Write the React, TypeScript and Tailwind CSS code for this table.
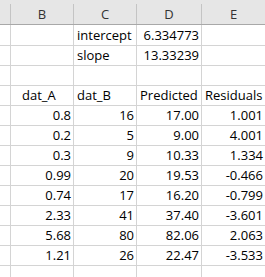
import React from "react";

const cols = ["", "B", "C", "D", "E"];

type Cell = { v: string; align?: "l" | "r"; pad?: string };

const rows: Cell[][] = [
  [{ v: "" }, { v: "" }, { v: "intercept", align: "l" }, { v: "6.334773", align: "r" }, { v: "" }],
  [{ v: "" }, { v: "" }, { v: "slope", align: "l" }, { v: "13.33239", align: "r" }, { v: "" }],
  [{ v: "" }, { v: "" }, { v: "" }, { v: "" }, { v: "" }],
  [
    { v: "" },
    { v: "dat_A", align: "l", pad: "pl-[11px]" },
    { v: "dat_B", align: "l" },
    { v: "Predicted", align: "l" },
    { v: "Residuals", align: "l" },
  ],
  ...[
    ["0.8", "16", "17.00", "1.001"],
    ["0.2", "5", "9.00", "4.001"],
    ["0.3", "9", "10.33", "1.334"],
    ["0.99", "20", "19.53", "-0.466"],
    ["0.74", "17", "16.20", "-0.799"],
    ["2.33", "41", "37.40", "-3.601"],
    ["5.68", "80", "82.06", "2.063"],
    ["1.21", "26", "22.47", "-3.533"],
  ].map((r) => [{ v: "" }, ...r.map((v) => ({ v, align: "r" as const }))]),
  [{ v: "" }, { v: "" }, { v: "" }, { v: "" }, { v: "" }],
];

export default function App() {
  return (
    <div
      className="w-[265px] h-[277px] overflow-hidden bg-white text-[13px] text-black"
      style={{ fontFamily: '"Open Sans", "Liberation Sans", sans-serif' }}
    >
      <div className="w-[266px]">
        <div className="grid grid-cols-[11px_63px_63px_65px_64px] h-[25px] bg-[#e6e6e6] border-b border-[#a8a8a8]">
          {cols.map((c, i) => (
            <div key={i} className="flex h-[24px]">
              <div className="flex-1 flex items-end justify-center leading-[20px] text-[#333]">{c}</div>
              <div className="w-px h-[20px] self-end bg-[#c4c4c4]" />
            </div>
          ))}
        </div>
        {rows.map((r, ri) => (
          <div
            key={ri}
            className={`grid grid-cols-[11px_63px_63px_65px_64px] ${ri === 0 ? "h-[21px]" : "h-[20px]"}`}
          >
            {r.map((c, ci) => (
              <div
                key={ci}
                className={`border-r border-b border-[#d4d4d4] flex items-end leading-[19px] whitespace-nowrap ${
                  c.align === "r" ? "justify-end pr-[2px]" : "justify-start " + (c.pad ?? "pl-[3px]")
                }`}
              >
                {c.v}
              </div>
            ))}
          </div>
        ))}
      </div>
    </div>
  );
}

++++++++

-- Do this --
Determine how many of the lines above hold the word "React", and output that number by itself.

-- Written answer --
2